(Given instruction)
Each line that holds the word "styles" counts once; give the total number of such lines and nothing else.

(Raw data)
★ ★ ★ ★ ★ ★ ★

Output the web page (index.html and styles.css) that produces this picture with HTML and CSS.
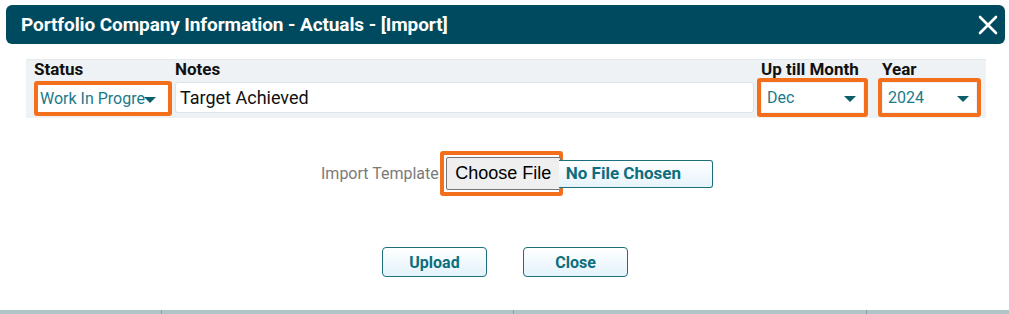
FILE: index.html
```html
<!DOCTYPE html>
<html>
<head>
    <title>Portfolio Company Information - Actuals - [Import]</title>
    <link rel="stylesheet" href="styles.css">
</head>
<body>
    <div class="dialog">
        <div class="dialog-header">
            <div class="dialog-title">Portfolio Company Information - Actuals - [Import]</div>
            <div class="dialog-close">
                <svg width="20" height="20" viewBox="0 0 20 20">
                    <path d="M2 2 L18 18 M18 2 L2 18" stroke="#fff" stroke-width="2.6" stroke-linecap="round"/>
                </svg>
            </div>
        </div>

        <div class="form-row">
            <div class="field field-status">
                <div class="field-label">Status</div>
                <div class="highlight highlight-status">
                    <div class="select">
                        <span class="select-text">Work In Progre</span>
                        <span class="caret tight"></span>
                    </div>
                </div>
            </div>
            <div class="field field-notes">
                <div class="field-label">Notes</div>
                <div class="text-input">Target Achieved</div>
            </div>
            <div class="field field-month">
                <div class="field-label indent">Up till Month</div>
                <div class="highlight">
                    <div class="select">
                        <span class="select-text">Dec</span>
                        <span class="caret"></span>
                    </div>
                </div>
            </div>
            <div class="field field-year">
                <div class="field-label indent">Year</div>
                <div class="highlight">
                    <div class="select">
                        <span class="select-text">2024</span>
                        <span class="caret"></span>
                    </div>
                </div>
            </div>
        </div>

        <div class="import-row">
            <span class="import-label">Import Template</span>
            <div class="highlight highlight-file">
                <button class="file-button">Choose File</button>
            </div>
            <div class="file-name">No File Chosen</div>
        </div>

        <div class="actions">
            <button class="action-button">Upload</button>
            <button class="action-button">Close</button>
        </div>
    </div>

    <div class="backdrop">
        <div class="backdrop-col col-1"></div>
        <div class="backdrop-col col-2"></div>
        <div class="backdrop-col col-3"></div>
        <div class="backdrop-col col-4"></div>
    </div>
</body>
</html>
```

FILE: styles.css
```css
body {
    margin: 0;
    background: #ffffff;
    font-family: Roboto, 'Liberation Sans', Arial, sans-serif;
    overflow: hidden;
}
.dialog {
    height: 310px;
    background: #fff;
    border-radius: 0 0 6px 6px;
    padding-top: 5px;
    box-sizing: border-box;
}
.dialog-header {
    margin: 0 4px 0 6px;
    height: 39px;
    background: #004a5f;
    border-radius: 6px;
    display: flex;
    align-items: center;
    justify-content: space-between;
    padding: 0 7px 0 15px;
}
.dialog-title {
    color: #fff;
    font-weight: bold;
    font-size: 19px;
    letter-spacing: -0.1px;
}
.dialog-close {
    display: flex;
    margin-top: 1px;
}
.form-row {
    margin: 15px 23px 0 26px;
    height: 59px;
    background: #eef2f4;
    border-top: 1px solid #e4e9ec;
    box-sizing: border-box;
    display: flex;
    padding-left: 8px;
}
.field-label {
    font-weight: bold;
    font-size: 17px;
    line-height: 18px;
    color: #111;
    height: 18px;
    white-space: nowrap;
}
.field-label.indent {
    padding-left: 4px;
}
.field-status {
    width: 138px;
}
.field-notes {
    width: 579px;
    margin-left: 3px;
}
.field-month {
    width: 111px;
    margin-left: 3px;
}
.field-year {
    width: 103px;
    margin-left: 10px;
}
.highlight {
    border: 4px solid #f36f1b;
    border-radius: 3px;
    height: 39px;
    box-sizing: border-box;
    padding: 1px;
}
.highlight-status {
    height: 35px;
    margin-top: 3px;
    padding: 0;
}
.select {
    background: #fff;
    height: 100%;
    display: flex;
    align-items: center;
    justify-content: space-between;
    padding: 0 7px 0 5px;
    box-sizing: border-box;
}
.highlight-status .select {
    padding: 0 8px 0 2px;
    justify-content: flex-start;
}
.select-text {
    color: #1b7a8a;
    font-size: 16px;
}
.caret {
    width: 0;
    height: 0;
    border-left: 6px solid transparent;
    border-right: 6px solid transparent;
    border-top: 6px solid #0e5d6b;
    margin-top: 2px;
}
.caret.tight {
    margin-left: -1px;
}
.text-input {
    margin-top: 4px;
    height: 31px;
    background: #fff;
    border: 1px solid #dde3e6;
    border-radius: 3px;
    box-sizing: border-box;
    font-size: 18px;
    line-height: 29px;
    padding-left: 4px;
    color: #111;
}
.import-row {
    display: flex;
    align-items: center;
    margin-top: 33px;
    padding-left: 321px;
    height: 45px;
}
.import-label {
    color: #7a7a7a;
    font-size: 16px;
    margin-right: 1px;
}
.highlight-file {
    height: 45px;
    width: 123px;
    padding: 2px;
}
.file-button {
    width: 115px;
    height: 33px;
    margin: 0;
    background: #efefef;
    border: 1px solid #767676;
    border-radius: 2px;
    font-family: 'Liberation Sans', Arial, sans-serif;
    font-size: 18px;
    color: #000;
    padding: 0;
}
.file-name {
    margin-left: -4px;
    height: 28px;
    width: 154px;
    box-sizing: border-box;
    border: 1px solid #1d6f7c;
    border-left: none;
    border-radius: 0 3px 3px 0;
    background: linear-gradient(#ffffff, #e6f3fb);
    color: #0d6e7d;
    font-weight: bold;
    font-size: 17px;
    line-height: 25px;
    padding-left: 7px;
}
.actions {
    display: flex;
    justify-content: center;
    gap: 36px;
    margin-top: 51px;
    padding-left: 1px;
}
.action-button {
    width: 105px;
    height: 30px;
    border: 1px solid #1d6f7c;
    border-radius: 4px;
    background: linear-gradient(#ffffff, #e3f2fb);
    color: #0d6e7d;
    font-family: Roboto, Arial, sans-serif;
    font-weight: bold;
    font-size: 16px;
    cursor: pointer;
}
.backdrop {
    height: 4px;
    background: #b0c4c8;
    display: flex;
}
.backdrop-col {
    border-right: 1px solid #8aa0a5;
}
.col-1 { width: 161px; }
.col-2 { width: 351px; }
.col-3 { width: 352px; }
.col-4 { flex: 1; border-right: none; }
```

★ ★ ★ ★ ★ ★ ★

(Exercise solution)
3